Ali, na antiga Alemanha comunista, 36,6% dos eleitores escolheram a AfD – muito acima dos 20,8% conquistados no cenário nacional.

Já os três partidos que integraram a coalizão de governo derrotada neste domingo tiveram desempenho bem abaixo do resultado nacional: o SPD teve 10,8%, os Verdes saíram-se com 5,6% e o FDP, com 3,1% – um sinal claro de insatisfação do eleitorado.

Mas, pela primeira vez, a popularidade da AfD extrapolou as fronteiras do leste alemão, e começou a avançar em "cinturões de ferrugem" do oeste que vem sendo afetados pela desindustrialização.

O partido também foi o mais votado nos distritos de Kaiserslautern (25,9%), na Renânia-Palatinado, e Gelsenkirchen (24,7%), na Renânia do Norte-Vestfália. Neste mesmo estado, num distrito de Duisburg, um centro urbano qye vem sendo afetado pela perda de população nas últimas décadas, o partido perdeu por pouco para o SPD, mas ainda obteve uma votação significativa (24,6%).

Na Baviera, a AfD até obteve votações melhores que isso em três distritos, mas não conseguiu superar a popularidade da União Social Cristã (CSU), partido-irmão da CDU.

O crescimento da AfD na antiga Alemanha Ocidental, onde a legenda somou 18% (contra 20,8% a nível nacional), foi decisivo para a expansão da bancada no Parlamento.

A Renânia do Norte-Vestfália, por um exemplo, é um dos estados que também concentra um número acima da média de imigrantes. Ali, a AfD obteve 16,8% dos votos, 7,3% a mais que em 2021. Já na Baviera, esse número foi de 20,8% – o dobro de 2021, num resultado idêntico ao nacional.

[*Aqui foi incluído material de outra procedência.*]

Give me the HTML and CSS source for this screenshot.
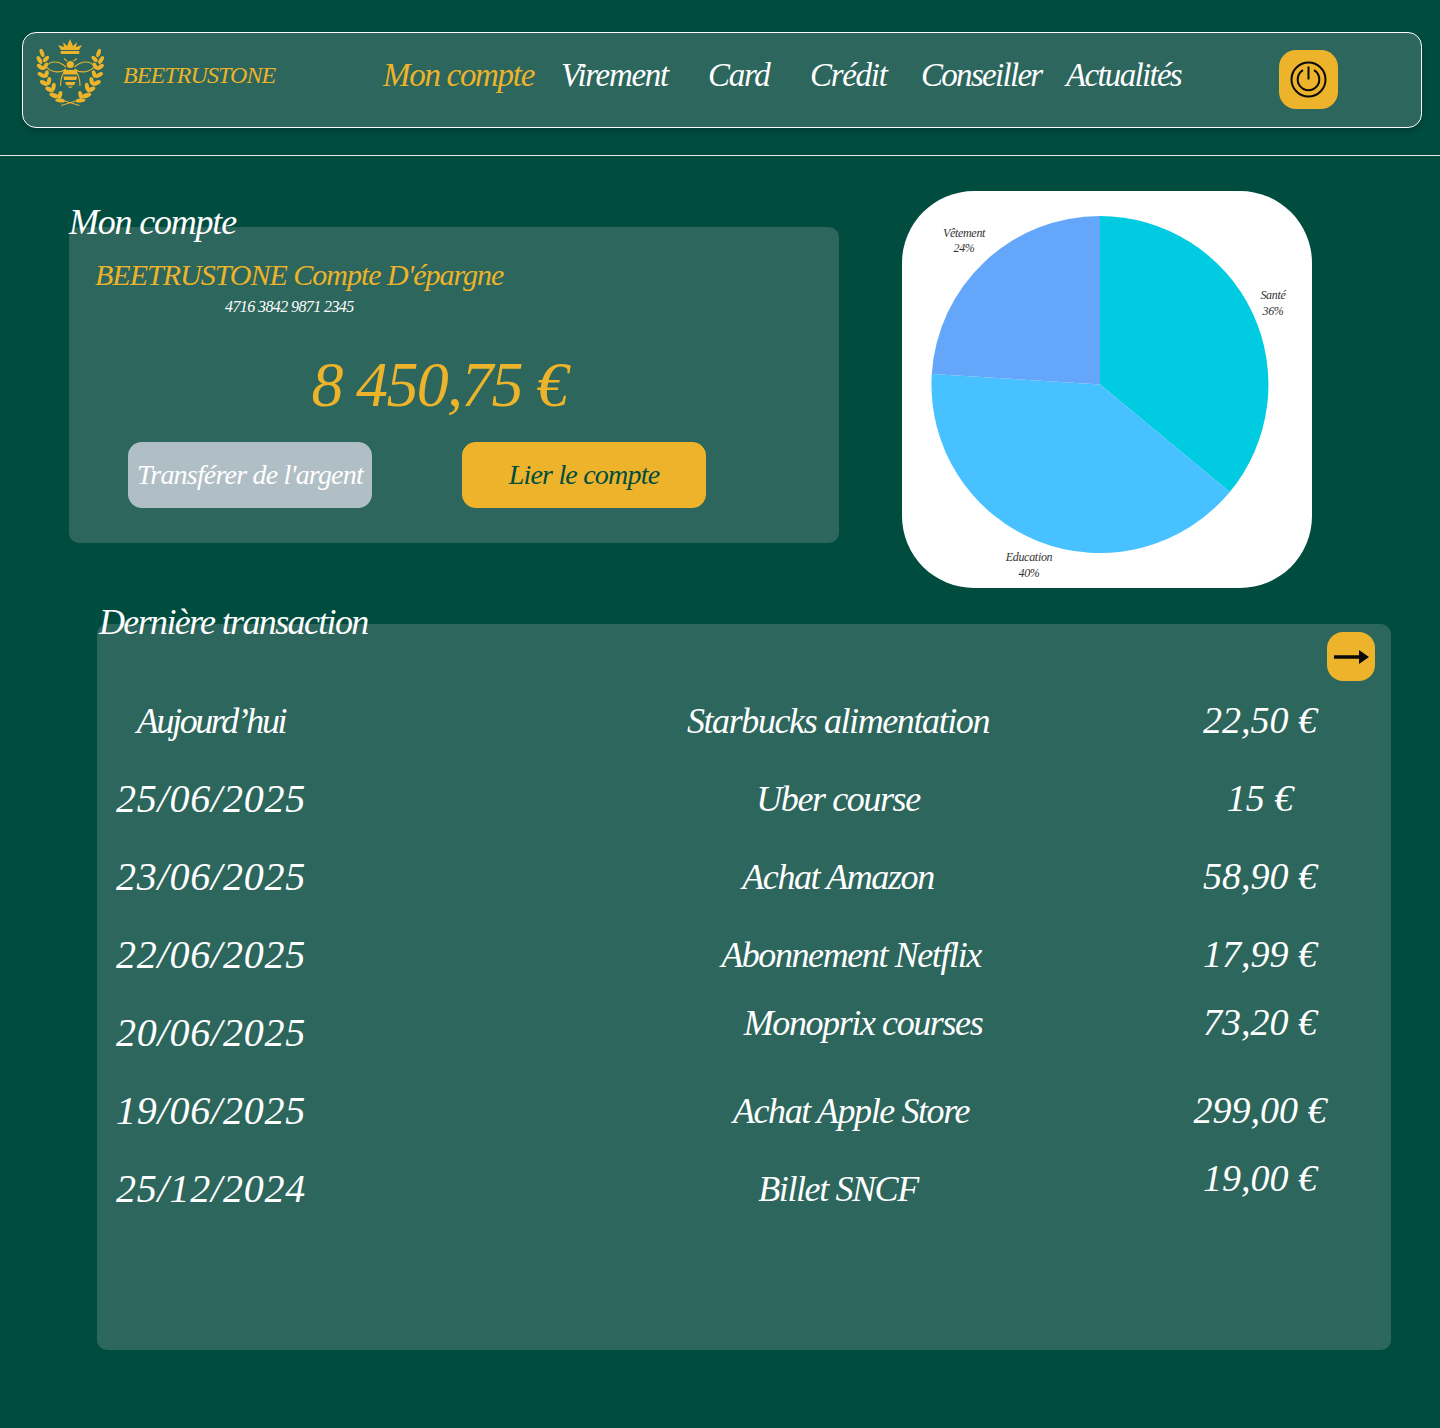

A AfD foi bem-sucedida na mobilização de 2 milhões eleitores descrentes com o sistema político, que já não votavam mais em eleições. Também conseguiu convencer alguns que, na eleição de 2021, haviam apostado nos partidos tradicionais: tirou 1 milhão de votos dos conservadores, 890 mil dos liberais e 720 mil dos social-democratas. E até mesmo 210 mil ex-eleitores d'A Esquerda e dos Verdes migraram para a AfD.